--- Begin ---

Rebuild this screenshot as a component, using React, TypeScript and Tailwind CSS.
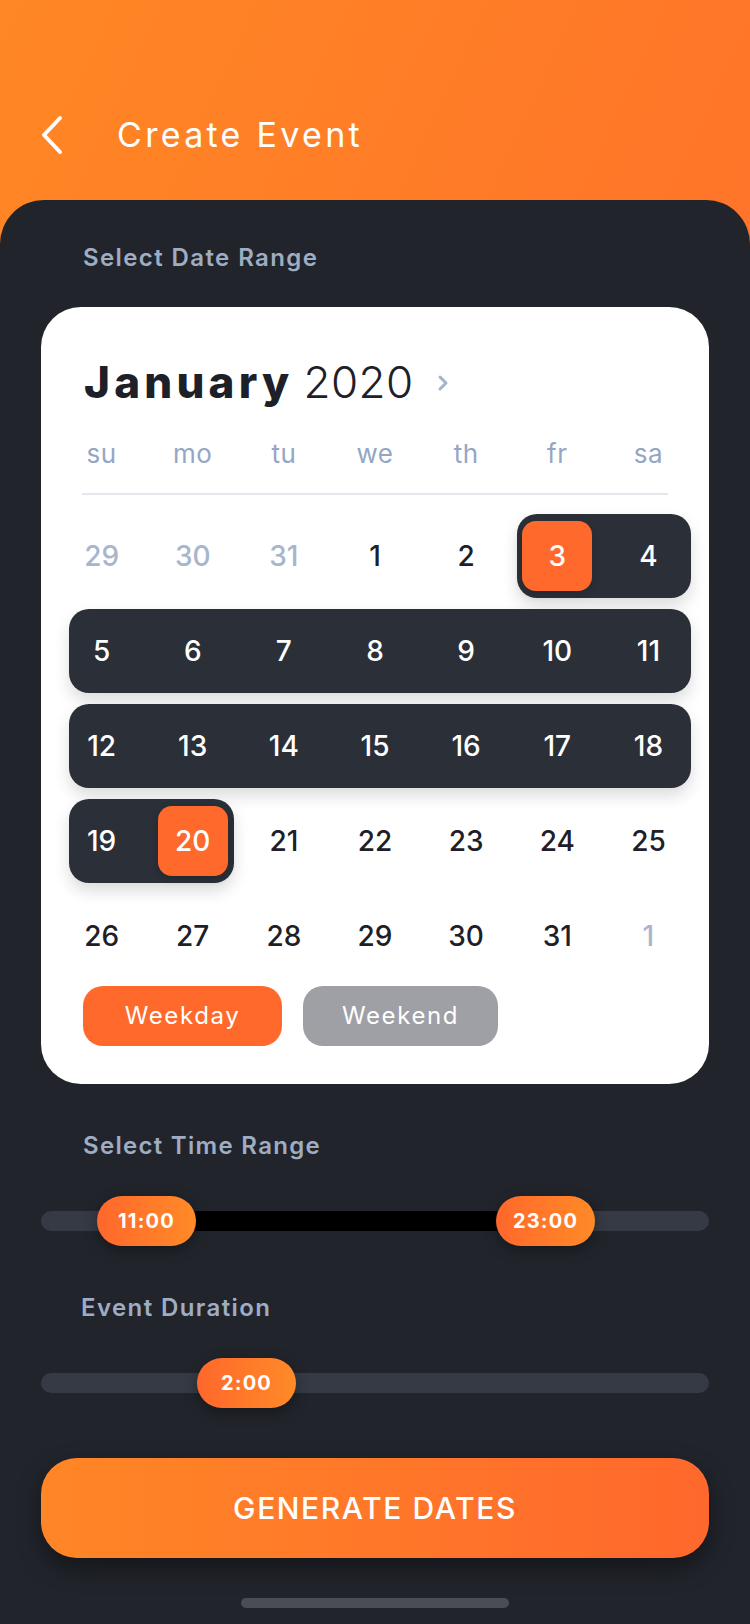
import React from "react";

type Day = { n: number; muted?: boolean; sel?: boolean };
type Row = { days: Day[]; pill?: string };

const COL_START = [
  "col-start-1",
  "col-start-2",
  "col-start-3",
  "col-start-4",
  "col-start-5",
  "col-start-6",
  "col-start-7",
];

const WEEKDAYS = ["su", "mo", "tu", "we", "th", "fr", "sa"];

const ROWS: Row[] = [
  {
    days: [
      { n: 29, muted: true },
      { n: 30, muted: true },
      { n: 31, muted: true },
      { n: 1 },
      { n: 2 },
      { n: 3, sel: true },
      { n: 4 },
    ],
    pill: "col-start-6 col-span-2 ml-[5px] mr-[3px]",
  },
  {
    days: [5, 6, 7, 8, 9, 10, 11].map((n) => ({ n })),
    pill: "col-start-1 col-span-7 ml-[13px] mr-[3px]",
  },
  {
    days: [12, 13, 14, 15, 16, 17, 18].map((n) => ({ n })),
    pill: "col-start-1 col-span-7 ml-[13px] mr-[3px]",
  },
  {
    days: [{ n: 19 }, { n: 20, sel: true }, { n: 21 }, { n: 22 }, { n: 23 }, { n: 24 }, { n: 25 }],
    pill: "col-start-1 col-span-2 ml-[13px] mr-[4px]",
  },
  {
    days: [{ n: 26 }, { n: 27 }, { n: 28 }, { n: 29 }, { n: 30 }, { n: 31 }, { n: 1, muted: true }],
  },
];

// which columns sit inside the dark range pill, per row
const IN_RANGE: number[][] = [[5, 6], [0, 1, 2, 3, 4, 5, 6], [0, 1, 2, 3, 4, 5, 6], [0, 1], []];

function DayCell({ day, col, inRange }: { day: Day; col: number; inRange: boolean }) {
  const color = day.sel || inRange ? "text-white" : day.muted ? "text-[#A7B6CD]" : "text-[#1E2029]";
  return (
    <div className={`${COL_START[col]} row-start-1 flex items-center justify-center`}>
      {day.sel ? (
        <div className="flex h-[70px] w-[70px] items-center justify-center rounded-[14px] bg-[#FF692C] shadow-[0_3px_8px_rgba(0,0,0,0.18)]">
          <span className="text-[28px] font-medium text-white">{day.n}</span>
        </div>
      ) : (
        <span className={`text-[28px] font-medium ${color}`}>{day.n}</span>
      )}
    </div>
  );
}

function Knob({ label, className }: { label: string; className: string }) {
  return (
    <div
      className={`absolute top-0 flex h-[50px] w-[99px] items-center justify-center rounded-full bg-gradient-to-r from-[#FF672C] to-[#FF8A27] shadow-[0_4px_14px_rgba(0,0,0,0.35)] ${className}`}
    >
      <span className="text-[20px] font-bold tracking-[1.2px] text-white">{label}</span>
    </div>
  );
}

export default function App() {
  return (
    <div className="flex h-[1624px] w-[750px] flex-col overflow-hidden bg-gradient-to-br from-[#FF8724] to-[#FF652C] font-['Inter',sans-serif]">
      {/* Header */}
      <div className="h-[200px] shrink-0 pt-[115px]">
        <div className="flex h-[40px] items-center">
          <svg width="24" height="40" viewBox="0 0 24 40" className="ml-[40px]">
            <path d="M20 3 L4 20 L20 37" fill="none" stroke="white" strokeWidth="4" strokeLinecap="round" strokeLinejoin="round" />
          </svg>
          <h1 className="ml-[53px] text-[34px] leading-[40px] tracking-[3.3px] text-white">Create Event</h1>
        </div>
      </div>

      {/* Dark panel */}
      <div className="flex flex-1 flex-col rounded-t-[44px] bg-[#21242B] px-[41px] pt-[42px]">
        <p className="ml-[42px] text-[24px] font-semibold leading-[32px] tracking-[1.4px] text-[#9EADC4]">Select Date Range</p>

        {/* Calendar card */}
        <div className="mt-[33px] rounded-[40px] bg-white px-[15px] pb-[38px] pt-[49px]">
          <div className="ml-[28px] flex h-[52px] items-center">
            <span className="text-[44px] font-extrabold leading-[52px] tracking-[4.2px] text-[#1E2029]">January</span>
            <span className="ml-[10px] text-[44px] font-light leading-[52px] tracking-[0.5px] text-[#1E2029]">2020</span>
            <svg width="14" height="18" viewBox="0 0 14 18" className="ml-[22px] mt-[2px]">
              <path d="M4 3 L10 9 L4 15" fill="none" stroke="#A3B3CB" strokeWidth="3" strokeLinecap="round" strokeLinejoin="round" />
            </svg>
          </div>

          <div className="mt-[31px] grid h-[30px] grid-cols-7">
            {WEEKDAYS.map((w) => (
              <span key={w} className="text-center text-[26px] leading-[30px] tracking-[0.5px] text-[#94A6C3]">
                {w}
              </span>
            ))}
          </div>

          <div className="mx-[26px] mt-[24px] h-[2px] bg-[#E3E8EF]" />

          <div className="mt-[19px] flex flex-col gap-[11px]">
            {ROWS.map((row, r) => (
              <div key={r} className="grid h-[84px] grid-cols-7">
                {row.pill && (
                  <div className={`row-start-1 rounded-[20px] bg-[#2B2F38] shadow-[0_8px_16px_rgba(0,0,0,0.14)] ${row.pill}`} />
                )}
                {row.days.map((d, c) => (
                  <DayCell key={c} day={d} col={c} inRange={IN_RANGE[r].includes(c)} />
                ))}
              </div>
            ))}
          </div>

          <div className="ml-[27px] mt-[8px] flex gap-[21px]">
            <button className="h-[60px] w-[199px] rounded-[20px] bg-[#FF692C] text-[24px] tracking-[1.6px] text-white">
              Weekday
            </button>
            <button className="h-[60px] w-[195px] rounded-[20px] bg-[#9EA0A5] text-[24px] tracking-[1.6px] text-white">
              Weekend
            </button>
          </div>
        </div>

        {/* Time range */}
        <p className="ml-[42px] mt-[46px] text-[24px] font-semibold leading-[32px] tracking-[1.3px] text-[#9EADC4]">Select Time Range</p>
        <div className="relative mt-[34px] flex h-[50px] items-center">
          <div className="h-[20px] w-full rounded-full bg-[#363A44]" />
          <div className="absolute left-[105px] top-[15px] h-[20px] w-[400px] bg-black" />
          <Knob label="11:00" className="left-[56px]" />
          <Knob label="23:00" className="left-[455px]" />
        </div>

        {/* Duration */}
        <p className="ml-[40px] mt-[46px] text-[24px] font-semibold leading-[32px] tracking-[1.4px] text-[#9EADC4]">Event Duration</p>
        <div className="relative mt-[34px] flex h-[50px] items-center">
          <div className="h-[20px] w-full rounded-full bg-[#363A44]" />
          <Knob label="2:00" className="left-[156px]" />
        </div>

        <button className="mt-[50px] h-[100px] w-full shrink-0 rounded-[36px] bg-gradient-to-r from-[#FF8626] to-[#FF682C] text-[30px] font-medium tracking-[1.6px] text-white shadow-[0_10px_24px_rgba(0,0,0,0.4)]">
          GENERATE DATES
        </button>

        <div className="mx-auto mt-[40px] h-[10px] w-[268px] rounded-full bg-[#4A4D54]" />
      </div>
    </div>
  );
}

--- End ---

Output the data above without changes, apart from leaving out the pictures.

▶ **TASK RESPONSE**
Rebuild this screenshot as a component, using React, TypeScript and Tailwind CSS.
import React from "react";

type Day = { n: number; muted?: boolean; sel?: boolean };
type Row = { days: Day[]; pill?: string };

const COL_START = [
  "col-start-1",
  "col-start-2",
  "col-start-3",
  "col-start-4",
  "col-start-5",
  "col-start-6",
  "col-start-7",
];

const WEEKDAYS = ["su", "mo", "tu", "we", "th", "fr", "sa"];

const ROWS: Row[] = [
  {
    days: [
      { n: 29, muted: true },
      { n: 30, muted: true },
      { n: 31, muted: true },
      { n: 1 },
      { n: 2 },
      { n: 3, sel: true },
      { n: 4 },
    ],
    pill: "col-start-6 col-span-2 ml-[5px] mr-[3px]",
  },
  {
    days: [5, 6, 7, 8, 9, 10, 11].map((n) => ({ n })),
    pill: "col-start-1 col-span-7 ml-[13px] mr-[3px]",
  },
  {
    days: [12, 13, 14, 15, 16, 17, 18].map((n) => ({ n })),
    pill: "col-start-1 col-span-7 ml-[13px] mr-[3px]",
  },
  {
    days: [{ n: 19 }, { n: 20, sel: true }, { n: 21 }, { n: 22 }, { n: 23 }, { n: 24 }, { n: 25 }],
    pill: "col-start-1 col-span-2 ml-[13px] mr-[4px]",
  },
  {
    days: [{ n: 26 }, { n: 27 }, { n: 28 }, { n: 29 }, { n: 30 }, { n: 31 }, { n: 1, muted: true }],
  },
];

// which columns sit inside the dark range pill, per row
const IN_RANGE: number[][] = [[5, 6], [0, 1, 2, 3, 4, 5, 6], [0, 1, 2, 3, 4, 5, 6], [0, 1], []];

function DayCell({ day, col, inRange }: { day: Day; col: number; inRange: boolean }) {
  const color = day.sel || inRange ? "text-white" : day.muted ? "text-[#A7B6CD]" : "text-[#1E2029]";
  return (
    <div className={`${COL_START[col]} row-start-1 flex items-center justify-center`}>
      {day.sel ? (
        <div className="flex h-[70px] w-[70px] items-center justify-center rounded-[14px] bg-[#FF692C] shadow-[0_3px_8px_rgba(0,0,0,0.18)]">
          <span className="text-[28px] font-medium text-white">{day.n}</span>
        </div>
      ) : (
        <span className={`text-[28px] font-medium ${color}`}>{day.n}</span>
      )}
    </div>
  );
}

function Knob({ label, className }: { label: string; className: string }) {
  return (
    <div
      className={`absolute top-0 flex h-[50px] w-[99px] items-center justify-center rounded-full bg-gradient-to-r from-[#FF672C] to-[#FF8A27] shadow-[0_4px_14px_rgba(0,0,0,0.35)] ${className}`}
    >
      <span className="text-[20px] font-bold tracking-[1.2px] text-white">{label}</span>
    </div>
  );
}

export default function App() {
  return (
    <div className="flex h-[1624px] w-[750px] flex-col overflow-hidden bg-gradient-to-br from-[#FF8724] to-[#FF652C] font-['Inter',sans-serif]">
      {/* Header */}
      <div className="h-[200px] shrink-0 pt-[115px]">
        <div className="flex h-[40px] items-center">
          <svg width="24" height="40" viewBox="0 0 24 40" className="ml-[40px]">
            <path d="M20 3 L4 20 L20 37" fill="none" stroke="white" strokeWidth="4" strokeLinecap="round" strokeLinejoin="round" />
          </svg>
          <h1 className="ml-[53px] text-[34px] leading-[40px] tracking-[3.3px] text-white">Create Event</h1>
        </div>
      </div>

      {/* Dark panel */}
      <div className="flex flex-1 flex-col rounded-t-[44px] bg-[#21242B] px-[41px] pt-[42px]">
        <p className="ml-[42px] text-[24px] font-semibold leading-[32px] tracking-[1.4px] text-[#9EADC4]">Select Date Range</p>

        {/* Calendar card */}
        <div className="mt-[33px] rounded-[40px] bg-white px-[15px] pb-[38px] pt-[49px]">
          <div className="ml-[28px] flex h-[52px] items-center">
            <span className="text-[44px] font-extrabold leading-[52px] tracking-[4.2px] text-[#1E2029]">January</span>
            <span className="ml-[10px] text-[44px] font-light leading-[52px] tracking-[0.5px] text-[#1E2029]">2020</span>
            <svg width="14" height="18" viewBox="0 0 14 18" className="ml-[22px] mt-[2px]">
              <path d="M4 3 L10 9 L4 15" fill="none" stroke="#A3B3CB" strokeWidth="3" strokeLinecap="round" strokeLinejoin="round" />
            </svg>
          </div>

          <div className="mt-[31px] grid h-[30px] grid-cols-7">
            {WEEKDAYS.map((w) => (
              <span key={w} className="text-center text-[26px] leading-[30px] tracking-[0.5px] text-[#94A6C3]">
                {w}
              </span>
            ))}
          </div>

          <div className="mx-[26px] mt-[24px] h-[2px] bg-[#E3E8EF]" />

          <div className="mt-[19px] flex flex-col gap-[11px]">
            {ROWS.map((row, r) => (
              <div key={r} className="grid h-[84px] grid-cols-7">
                {row.pill && (
                  <div className={`row-start-1 rounded-[20px] bg-[#2B2F38] shadow-[0_8px_16px_rgba(0,0,0,0.14)] ${row.pill}`} />
                )}
                {row.days.map((d, c) => (
                  <DayCell key={c} day={d} col={c} inRange={IN_RANGE[r].includes(c)} />
                ))}
              </div>
            ))}
          </div>

          <div className="ml-[27px] mt-[8px] flex gap-[21px]">
            <button className="h-[60px] w-[199px] rounded-[20px] bg-[#FF692C] text-[24px] tracking-[1.6px] text-white">
              Weekday
            </button>
            <button className="h-[60px] w-[195px] rounded-[20px] bg-[#9EA0A5] text-[24px] tracking-[1.6px] text-white">
              Weekend
            </button>
          </div>
        </div>

        {/* Time range */}
        <p className="ml-[42px] mt-[46px] text-[24px] font-semibold leading-[32px] tracking-[1.3px] text-[#9EADC4]">Select Time Range</p>
        <div className="relative mt-[34px] flex h-[50px] items-center">
          <div className="h-[20px] w-full rounded-full bg-[#363A44]" />
          <div className="absolute left-[105px] top-[15px] h-[20px] w-[400px] bg-black" />
          <Knob label="11:00" className="left-[56px]" />
          <Knob label="23:00" className="left-[455px]" />
        </div>

        {/* Duration */}
        <p className="ml-[40px] mt-[46px] text-[24px] font-semibold leading-[32px] tracking-[1.4px] text-[#9EADC4]">Event Duration</p>
        <div className="relative mt-[34px] flex h-[50px] items-center">
          <div className="h-[20px] w-full rounded-full bg-[#363A44]" />
          <Knob label="2:00" className="left-[156px]" />
        </div>

        <button className="mt-[50px] h-[100px] w-full shrink-0 rounded-[36px] bg-gradient-to-r from-[#FF8626] to-[#FF682C] text-[30px] font-medium tracking-[1.6px] text-white shadow-[0_10px_24px_rgba(0,0,0,0.4)]">
          GENERATE DATES
        </button>

        <div className="mx-auto mt-[40px] h-[10px] w-[268px] rounded-full bg-[#4A4D54]" />
      </div>
    </div>
  );
}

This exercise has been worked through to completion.